## BEGIN Material provided

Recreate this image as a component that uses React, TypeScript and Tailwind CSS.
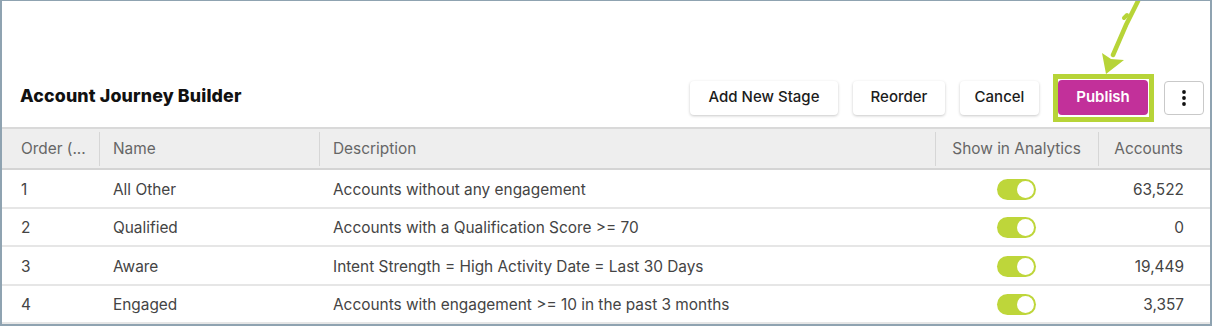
import React from 'react';

type Stage = {
  order: number;
  name: string;
  description: string;
  analytics: boolean;
  accounts: string;
};

const STAGES: Stage[] = [
  { order: 1, name: 'All Other', description: 'Accounts without any engagement', analytics: true, accounts: '63,522' },
  { order: 2, name: 'Qualified', description: 'Accounts with a Qualification Score >= 70', analytics: true, accounts: '0' },
  { order: 3, name: 'Aware', description: 'Intent Strength = High Activity Date = Last 30 Days', analytics: true, accounts: '19,449' },
  { order: 4, name: 'Engaged', description: 'Accounts with engagement >= 10 in the past 3 months', analytics: true, accounts: '3,357' },
];

const Toggle: React.FC<{ on: boolean }> = ({ on }) => (
  <span
    className={`inline-flex items-center w-[39px] h-[21px] rounded-full p-[2px] ${
      on ? 'bg-[#bed63a] justify-end' : 'bg-[#cfcfcf] justify-start'
    }`}
  >
    <span className="block w-[17px] h-[17px] rounded-full bg-white" />
  </span>
);

const ActionButton: React.FC<{ className?: string; children: React.ReactNode }> = ({ className = '', children }) => (
  <button
    className={`h-[34px] rounded-[4px] bg-white text-[15px] font-medium text-[#1c1c1c] shadow-[0_1px_3px_rgba(0,0,0,0.22)] ${className}`}
  >
    {children}
  </button>
);

export default function App() {
  return (
    <div
      className="relative w-[1212px] h-[326px] overflow-hidden bg-white border-t border-l-2 border-r-2 border-b-2 border-[#8fa3b1]"
      style={{ fontFamily: 'Inter, "Noto Sans", sans-serif' }}
    >
      {/* annotation arrow */}
      <svg className="absolute left-[1090px] top-0" width="56" height="80" viewBox="0 0 56 80">
        <path d="M46 0 L34 24 L21 54" stroke="#b7d438" strokeWidth="4.5" strokeLinecap="round" fill="none" />
        <path d="M35 14 L32 17" stroke="#b7d438" strokeWidth="4" strokeLinecap="round" />
        <polygon points="14,73 10,52 19,58 32,59" fill="#b7d438" />
      </svg>

      {/* header */}
      <div className="flex items-end justify-between h-[126px] pl-[18px] pr-[6px] pb-[12px]">
        <h1 className="text-[17.8px] font-extrabold text-[#111] pb-[5px] tracking-[0.15px]">
          Account Journey Builder
        </h1>
        <div className="flex items-center gap-[15px]">
          <ActionButton className="w-[148px]">Add New Stage</ActionButton>
          <ActionButton className="w-[92px]">Reorder</ActionButton>
          <ActionButton className="w-[79px]">Cancel</ActionButton>
          <div className="relative ml-[4px] mr-px">
            <div className="absolute -left-[5px] -right-[6px] -top-[6px] -bottom-[7px] border-[5px] border-[#b7d438]" />
            <button className="relative w-[90px] h-[35px] rounded-[4px] bg-[#c2309a] text-white text-[15px] font-semibold">
              Publish
            </button>
          </div>
          <button className="w-[40px] h-[34px] rounded-[4px] bg-white border border-[#c9c9c9] flex items-center justify-center">
            <svg width="4" height="16" viewBox="0 0 4 16">
              <circle cx="2" cy="2" r="1.9" fill="#111" />
              <circle cx="2" cy="8" r="1.9" fill="#111" />
              <circle cx="2" cy="14" r="1.9" fill="#111" />
            </svg>
          </button>
        </div>
      </div>

      {/* table */}
      <div className="border-t-2 border-[#d9d9d9] text-[15.4px]">
        <div className="flex h-[41px] items-center bg-[#eeeeee] border-b-2 border-[#d4d4d4] text-[#666] pt-px">
          <div className="w-[97px] pl-[19px] truncate">Order (...</div>
          <div className="w-[220px] pl-[13px] border-l border-[#d6d6d6] h-[34px] flex items-center">Name</div>
          <div className="w-[616px] pl-[13px] border-l border-[#d6d6d6] h-[34px] flex items-center">Description</div>
          <div className="w-[163px] pr-[17px] border-l border-[#d6d6d6] h-[34px] flex items-center justify-end">Show in Analytics</div>
          <div className="flex-1 pr-[27px] border-l border-[#d6d6d6] h-[34px] flex items-center justify-end">Accounts</div>
        </div>
        {STAGES.map((s) => (
          <div key={s.order} className="flex h-[38.5px] items-center border-b-2 border-[#e6e6e6] text-[#444] pt-[2px]">
            <div className="w-[97px] pl-[19px]">{s.order}</div>
            <div className="w-[220px] pl-[14px]">{s.name}</div>
            <div className="w-[616px] pl-[14px]">{s.description}</div>
            <div className="w-[163px] flex justify-center">
              <Toggle on={s.analytics} />
            </div>
            <div className="flex-1 pr-[26px] text-right">{s.accounts}</div>
          </div>
        ))}
      </div>
    </div>
  );
}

## END Material provided

* _Objective_: Using the listing above, show each line holding the string "React".

* _Worked answer_:
Recreate this image as a component that uses React, TypeScript and Tailwind CSS.
import React from 'react';
const Toggle: React.FC<{ on: boolean }> = ({ on }) => (
const ActionButton: React.FC<{ className?: string; children: React.ReactNode }> = ({ className = '', children }) => (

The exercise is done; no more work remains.